Als die Rosa-Luxemburg-Stiftung 2019 ihre Studie »Nach der Kohle«[2] vorlegte, fürchteten viele noch Massenarbeitslosigkeit, wenn 7000 Arbeitspätze in den Braunkohlekraftwerken und Tagebauen wegfallen und weitere 4000 Jobs, die davon abhängen. Doch Studien-Projektleiter Axel Troost verblüffte damals mit der Vorhersage: Das große Problem wäre nicht, eine neue Beschäftigung für die Kohlekumpel zu finden. Angesichts der Tatsache, dass mehr Einwohner in Rente gehen als Schulabgänger ins Berufsleben nachrücken, müsste massiv darum geworben werden, dass Menschen in die alte Heimat zurückkehren, die wegen der Arbeit nach Westdeutschland weggezogen waren. Sonst könnten sich Firmen wegen Fachkräftemangels gegen eine Ansiedlung in der Lausitz entscheiden, warnte Wirtschaftswissenschaftler Troost, der 2023 verstorben ist.

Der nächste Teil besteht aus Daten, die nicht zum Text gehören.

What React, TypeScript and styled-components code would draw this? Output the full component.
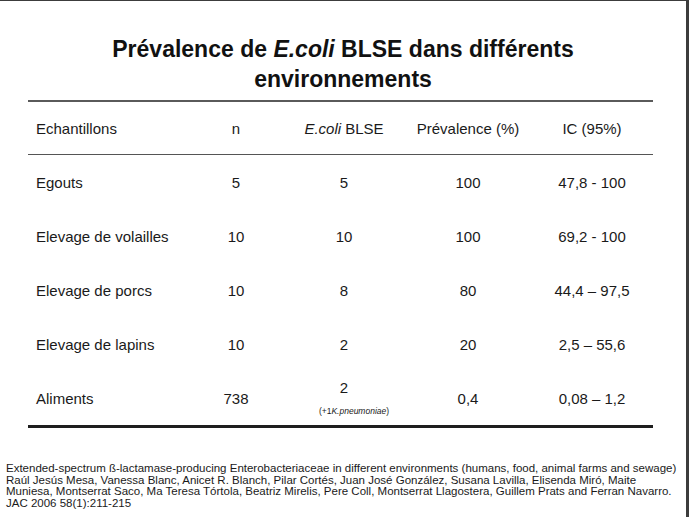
import React from "react";
import styled, { createGlobalStyle } from "styled-components";

const Global = createGlobalStyle`
  html, body { margin: 0; padding: 0; background: #fff; }
  body { font-family: "Liberation Sans", Arial, sans-serif; color: #111; }
`;

const Slide = styled.div`
  width: 689px;
  height: 517px;
  box-sizing: border-box;
  border-top: 1px solid #3c3c3c;
  border-right: 3px solid #3c3c3c;
  padding-top: 33px;
  display: flex;
  flex-direction: column;
  overflow: hidden;
`;

const Title = styled.h1`
  margin: 0;
  font-size: 23px;
  line-height: 30px;
  font-weight: bold;
  text-align: center;
  color: #111;
`;

const Table = styled.div`
  margin: 6px 0 0 28px;
  width: 625px;
  display: grid;
  grid-template-columns: 161px 94px 122px 126px 122px;
  border-top: 2px solid #5a5a5a;
  border-bottom: 3px solid #1e1e1e;
`;

const Row = styled.div`
  display: contents;
`;

const Cell = styled.div<{ $left?: boolean; $head?: boolean; $stack?: boolean }>`
  height: ${(p) => (p.$head ? "52px" : "54px")};
  display: flex;
  flex-direction: ${(p) => (p.$stack || p.$left ? "column" : "row")};
  align-items: ${(p) => (p.$left ? "flex-start" : "center")};
  justify-content: center;
  padding-left: ${(p) => (p.$left ? "8px" : "0")};
  white-space: nowrap;
  font-size: 15px;
  color: #1a1a1a;
  border-bottom: ${(p) => (p.$head ? "1px solid #555" : "none")};
`;

const Sub = styled.span`
  font-size: 8.5px;
  line-height: 10px;
  margin-top: 10px;
  margin-bottom: -12px;
  margin-left: 20px;
`;

const StackMain = styled.span`
  margin-top: -14px;
`;

const Footnote = styled.div`
  margin-top: 35px;
  padding-left: 6px;
  font-size: 11.5px;
  line-height: 11.5px;
  color: #1a1a1a;
`;

type RowData = [string, string, string, string, string];

const rows: RowData[] = [
  ["Egouts", "5", "5", "100", "47,8 - 100"],
  ["Elevage de volailles", "10", "10", "100", "69,2 - 100"],
  ["Elevage de porcs", "10", "8", "80", "44,4 \u2013 97,5"],
  ["Elevage de lapins", "10", "2", "20", "2,5 \u2013 55,6"],
];

export default function App() {
  return (
    <>
      <Global />
      <Slide>
        <Title>
          Prévalence de <i>E.coli</i> BLSE dans différents
          <br />
          environnements
        </Title>
        <Table>
          <Row>
            <Cell $left $head>Echantillons</Cell>
            <Cell $head>n</Cell>
            <Cell $head>
              <span>
                <i>E.coli</i> BLSE
              </span>
            </Cell>
            <Cell $head>Prévalence (%)</Cell>
            <Cell $head>IC (95%)</Cell>
          </Row>
          {rows.map((r) => (
            <Row key={r[0]}>
              <Cell $left>{r[0]}</Cell>
              <Cell>{r[1]}</Cell>
              <Cell>{r[2]}</Cell>
              <Cell>{r[3]}</Cell>
              <Cell>{r[4]}</Cell>
            </Row>
          ))}
          <Row>
            <Cell $left>Aliments</Cell>
            <Cell>738</Cell>
            <Cell $stack>
              <StackMain>2</StackMain>
              <Sub>
                (+1<i>K.pneumoniae</i>)
              </Sub>
            </Cell>
            <Cell>0,4</Cell>
            <Cell>0,08 – 1,2</Cell>
          </Row>
        </Table>
        <Footnote>
          Extended-spectrum ß-lactamase-producing Enterobacteriaceae in different environments (humans, food, animal farms and sewage)
          <br />
          Raúl Jesús Mesa, Vanessa Blanc, Anicet R. Blanch, Pilar Cortés, Juan José González, Susana Lavilla, Elisenda Miró, Maite
          <br />
          Muniesa, Montserrat Saco, Ma Teresa Tórtola, Beatriz Mirelis, Pere Coll, Montserrat Llagostera, Guillem Prats and Ferran Navarro.
          <br />
          JAC 2006 58(1):211-215
        </Footnote>
      </Slide>
    </>
  );
}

Inzwischen wird tatsächlich um Rückkehrer und auch um alle möglichen Zuzügler geworben. »Lebenslust statt Landflucht, Innovation statt Abschwung, Optimismus statt Angst vor dem Strukturbruch«, heißt es von der Kampagne »Krasse Lausitz«[3]. Es zeichne sich bereits ab, dass mehr neue Arbeitsplätze entstehen, als durch den Kohleausstieg verloren gehen werden. Dazu trägt die Deutsche Bahn (DB) bei. Während ihr Instandhaltungswerk in Cottbus[4] in früheren Jahren schon zur Disposition stand, wird es gegenwärtig zur Wartung von ICE-Zügen ausgebaut. Eine erste Halle ist bereits in Betrieb genommen, eine zweite soll kommendes Jahr fertig werden. Die DB hat bisher mehr als 550 Beschäftigte und Auszubildende für den Standort eingestellt. Es sollen insgesamt 1200 werden.
»Machten sich noch vor wenigen Jahren viele Menschen Sorgen um die Arbeitsplätze in der Lausitz, können wir nach fünf Jahren Strukturverstärkung stolz auf einen positiven Saldo blicken«, erklärt Woidkes Lausitz-Beauftragter Klaus Freytag. »Bislang haben wir mehr neue Jobs geschaffen, als durch den Kohleausstieg verloren gegangen sind.« Es werden noch mehr wegfallen. Bisher sind einige Blöcke des Kraftwerks Jänschwalde vom Netz gegangen. Schrittweise wird es stillgelegt und ganz zuletzt wird auch das Kraftwerk Schwarze Pumpe abgeschaltet.
Eine Botschafterin der »Krassen Lausitz« ist die Sängerin Clara Valerie. Sie ist im Revier aufgewachsen und ihm treu geblieben. »Als junge Musikerin habe ich hier unendlich viele Chancen«, schwärmt Valerie, die vor zehn Jahren ihren ersten Auftritt bei einer Hochzeit hatte und seitdem immer wieder für solche Anlässe gebucht wird. Sie muss nicht wegziehen und in der Ferne ihr Glück suchen. Auf der Internetseite krasse-lausitz.de verspricht die Arbeitsagentur Cottbus allen, die über Rückkehr oder Zuzug nachdenken: »Sag uns, was du suchst, und wir finden passende Jobs für dich!« Nur schnell anklicken, was gewünscht sei: faires Gehalt, viele Urlaubstage, angenehmes Arbeitsklima, Aufstiegschancen, ein Dienstwagen ... Dann noch angeben, in welchem Landkreis der Arbeitsplatz sein solle oder ob man für die gesamte Lausitz offen sei – und ob Hilfe bei der Suche nach einer Wohnung und einem Kitaplatz erwünscht sei. Die Arbeitsagentur meldet sich mit passenden Angeboten.
Ob das so einfach ist, wie es klingt? Fakt ist: Die Niederlausitz, die zu Brandenburg gehört, hat eine für die Verhältnisse des Bundeslandes etwas unterdurchschnittliche Arbeitslosenquote. Die Oberlausitz ist sächsisches Territorium. Im Landkreis Spree-Neiße betrug die Arbeitslosenquote im August vergleichsweise geringe 6,0 Prozent, lag damit allerdings 0,1 Prozentpunkte über dem Wert vor einem Jahr. Die Wirtschaftskrise geht auch an der Lausitz nicht ganz spurlos vorbei.